Tapping block should be against tongue only. Use only flat side of tapping block against tongue. Do not tap on groove side of flooring as this will cause damage! Check for tight fit on sides and ends. Stagger 18 inches between end joints of adjacent board rows (see Fig. 2 & 3). End joints should not repeat visually across installed floor. Never install without some end joints in the floor.
Installing the last row:
Most often the last row does not fit in width. When this occurs, follow this simple procedure: lay a row of boards, unglued, tongue toward wall, directly on top of last installed row (Fig. 12).

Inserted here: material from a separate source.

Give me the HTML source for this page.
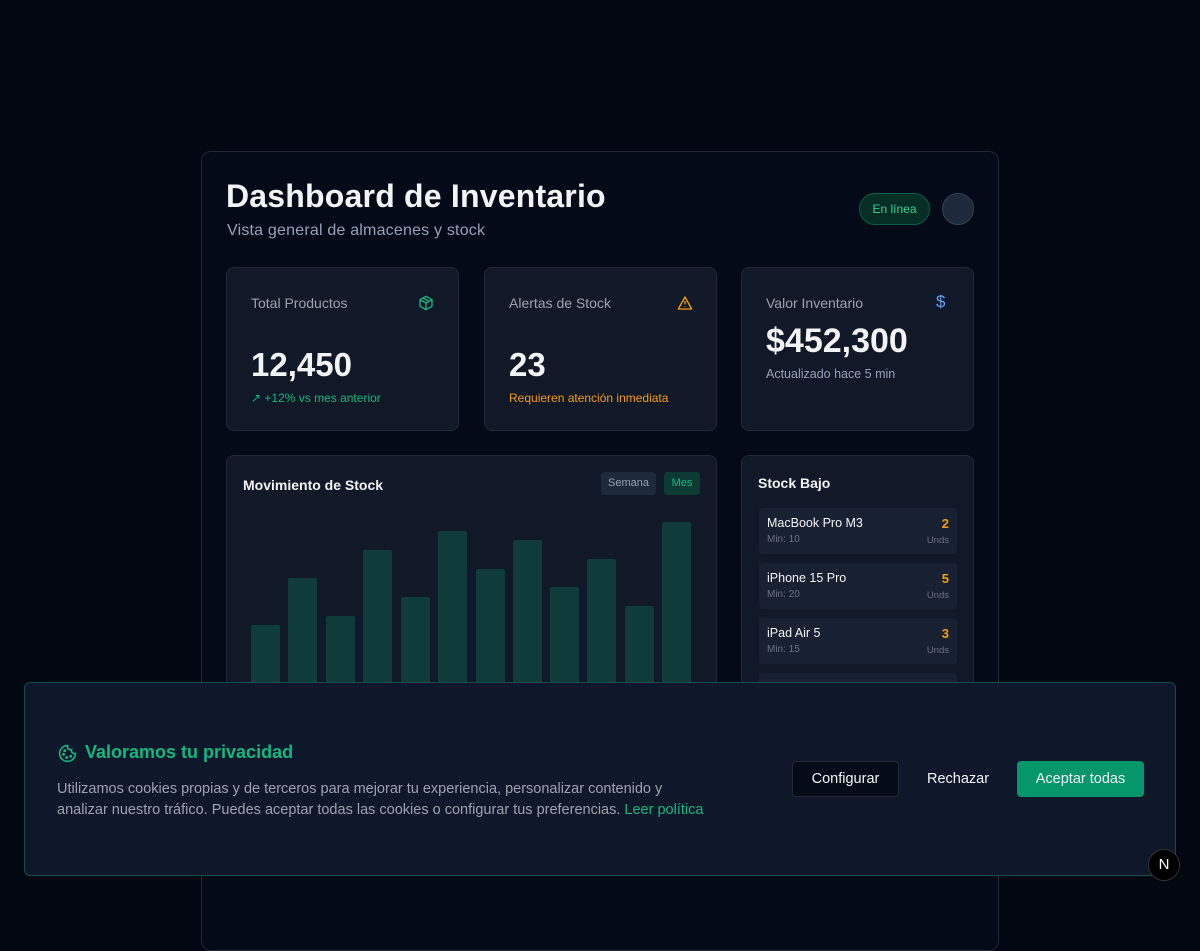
<!DOCTYPE html>
<html><head><meta charset="utf-8"><style>
*{box-sizing:border-box;margin:0;padding:0}
body{width:1200px;height:900px;background:#030712;font-family:"Liberation Sans",sans-serif;position:relative;overflow:hidden;color:#f3f4f6}
.abs{position:absolute}
.panel{left:201px;top:151px;width:798px;height:800px;border:1px solid #1f2937;border-radius:10px;background:#050a18}
.card{background:#111827;border:1px solid #1f2937;border-radius:8px}
.lbl{font-size:14px;color:#9ca3af}
.bar{position:absolute;width:29px;background:#0f3b3a;border-radius:2px 2px 0 0;bottom:0}
.item{position:absolute;left:17px;width:198px;height:46px;background:#182132;border-radius:4px}
.item .n{position:absolute;left:8px;top:8px;font-size:12.5px;color:#f3f4f6}
.item .m{position:absolute;left:8px;top:26px;font-size:10px;color:#6b7280}
.item .q{position:absolute;right:8px;top:8px;font-size:13px;font-weight:bold;color:#f59e0b}
.item .u{position:absolute;right:8px;top:27px;font-size:9.5px;color:#6b7280}
</style></head><body>
<div class="abs panel">
  <div class="abs" style="left:24px;top:26px;font-size:32px;font-weight:bold;color:#f3f4f6;letter-spacing:0.2px">Dashboard de Inventario</div>
  <div class="abs" style="left:25px;top:70px;font-size:16px;color:#94a3b8;letter-spacing:0.2px">Vista general de almacenes y stock</div>
  <div class="abs" style="left:657px;top:41px;width:71px;height:32px;border-radius:16px;background:#052e24;border:1px solid #065f46;color:#34d399;font-size:12px;text-align:center;line-height:30px">En línea</div>
  <div class="abs" style="left:740px;top:41px;width:32px;height:32px;border-radius:50%;background:#1e293b;border:1px solid #334155"></div>

  <div class="abs card" style="left:24px;top:115px;width:233px;height:164px">
    <div class="abs lbl" style="left:24px;top:27px">Total Productos</div>
    <svg class="abs" style="left:191px;top:27px" width="16" height="16" viewBox="0 0 24 24" fill="none" stroke="#10b981" stroke-width="2" stroke-linejoin="round"><path d="M12 2l9 5v10l-9 5-9-5V7z M3 7l9 5 9-5 M12 12v10 M7.5 4.5l9 5"/></svg>
    <div class="abs" style="left:24px;top:78px;font-size:33px;font-weight:bold">12,450</div>
    <div class="abs" style="left:24px;top:123px;font-size:12px;color:#10b981">↗ +12% vs mes anterior</div>
  </div>
  <div class="abs card" style="left:282px;top:115px;width:233px;height:164px">
    <div class="abs lbl" style="left:24px;top:27px">Alertas de Stock</div>
    <svg class="abs" style="left:192px;top:27px" width="16" height="16" viewBox="0 0 24 24" fill="none" stroke="#f59e0b" stroke-width="2" stroke-linejoin="round"><path d="M12 3L2 21h20z M12 9v5 M12 17v1"/></svg>
    <div class="abs" style="left:24px;top:78px;font-size:33px;font-weight:bold">23</div>
    <div class="abs" style="left:24px;top:123px;font-size:12px;color:#f59e0b">Requieren atención inmediata</div>
  </div>
  <div class="abs card" style="left:539px;top:115px;width:233px;height:164px">
    <div class="abs lbl" style="left:24px;top:27px">Valor Inventario</div>
    <div class="abs" style="left:194px;top:24px;font-size:17px;color:#60a5fa">$</div>
    <div class="abs" style="left:24px;top:54px;font-size:34px;font-weight:bold">$452,300</div>
    <div class="abs" style="left:24px;top:99px;font-size:12.5px;color:#94a3b8">Actualizado hace 5 min</div>
  </div>

  <div class="abs card" style="left:24px;top:303px;width:491px;height:400px">
    <div class="abs" style="left:16px;top:21px;font-size:14px;font-weight:bold">Movimiento de Stock</div>
    <div class="abs" style="left:374px;top:16px;width:55px;height:23px;background:#1e293b;border-radius:3px;font-size:11px;color:#94a3b8;text-align:center;line-height:23px">Semana</div>
    <div class="abs" style="left:437px;top:16px;width:36px;height:23px;background:#0c3b34;border-radius:3px;font-size:11px;color:#10b981;text-align:center;line-height:23px">Mes</div>
    <div class="abs" style="left:0;top:0;width:489px;height:380px">
      <div class="bar" style="left:24px;top:169px"></div>
      <div class="bar" style="left:61px;top:122px"></div>
      <div class="bar" style="left:99px;top:160px"></div>
      <div class="bar" style="left:136px;top:94px"></div>
      <div class="bar" style="left:174px;top:141px"></div>
      <div class="bar" style="left:211px;top:75px"></div>
      <div class="bar" style="left:249px;top:113px"></div>
      <div class="bar" style="left:286px;top:84px"></div>
      <div class="bar" style="left:323px;top:131px"></div>
      <div class="bar" style="left:360px;top:103px"></div>
      <div class="bar" style="left:398px;top:150px"></div>
      <div class="bar" style="left:435px;top:66px"></div>
    </div>
  </div>

  <div class="abs card" style="left:539px;top:303px;width:233px;height:400px">
    <div class="abs" style="left:16px;top:19px;font-size:14px;font-weight:bold">Stock Bajo</div>
    <div class="item" style="top:52px"><div class="n">MacBook Pro M3</div><div class="m">Min: 10</div><div class="q">2</div><div class="u">Unds</div></div>
    <div class="item" style="top:107px"><div class="n">iPhone 15 Pro</div><div class="m">Min: 20</div><div class="q">5</div><div class="u">Unds</div></div>
    <div class="item" style="top:162px"><div class="n">iPad Air 5</div><div class="m">Min: 15</div><div class="q">3</div><div class="u">Unds</div></div>
    <div class="item" style="top:217px"></div>
  </div>
</div>

<div class="abs" style="left:24px;top:682px;width:1152px;height:194px;background:#0f172a;border:1px solid #134e4a;border-radius:6px">
  <svg class="abs" style="left:33px;top:61px" width="19" height="19" viewBox="0 0 24 24" fill="none" stroke="#10b981" stroke-width="2"><path d="M12 2a10 10 0 1 0 10 10 4 4 0 0 1-5-5 4 4 0 0 1-5-5z"/><circle cx="8.5" cy="8.5" r=".8" fill="#10b981"/><circle cx="16" cy="15.5" r=".8" fill="#10b981"/><circle cx="11" cy="17" r=".8" fill="#10b981"/><circle cx="7" cy="13" r=".8" fill="#10b981"/></svg>
  <div class="abs" style="left:60px;top:59px;font-size:18px;font-weight:bold;color:#10b981">Valoramos tu privacidad</div>
  <div class="abs" style="left:32px;top:96px;width:660px;font-size:14.5px;line-height:21px;color:#9ca3af">Utilizamos cookies propias y de terceros para mejorar tu experiencia, personalizar contenido y analizar nuestro tráfico. Puedes aceptar todas las cookies o configurar tus preferencias. <span style="color:#10b981">Leer política</span></div>
  <div class="abs" style="left:767px;top:78px;width:107px;height:36px;background:#060b18;border:1px solid #1f2937;border-radius:4px;font-size:14.5px;color:#f3f4f6;text-align:center;line-height:34px">Configurar</div>
  <div class="abs" style="left:888px;top:78px;width:90px;height:36px;font-size:14.5px;color:#f3f4f6;text-align:center;line-height:36px">Rechazar</div>
  <div class="abs" style="left:992px;top:78px;width:127px;height:36px;background:#059669;border-radius:4px;font-size:14.5px;color:#f3f4f6;text-align:center;line-height:36px">Aceptar todas</div>
</div>
<div class="abs" style="left:1148px;top:849px;width:32px;height:32px;border-radius:50%;background:#000;border:1px solid #333;color:#fff;font-size:15px;text-align:center;line-height:30px">N</div>
</body></html>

Take a short piece of flooring with the face down and the tongue side against the wall. Draw a line with a pencil along the row moving down the wall. The resulting line gives the proper width for the last row which, when cut, can then be wedged into place using a crow bar or TarkTool. Make sure when the installation is complete that wedges and spacers are removed and the expansion space is covered with an appropriate molding. Always attach the trim to the wall or vertical object and never to the flooring boards. Note: For additional information on installation over radiant heated floors please contact Supplier or Manufacturer.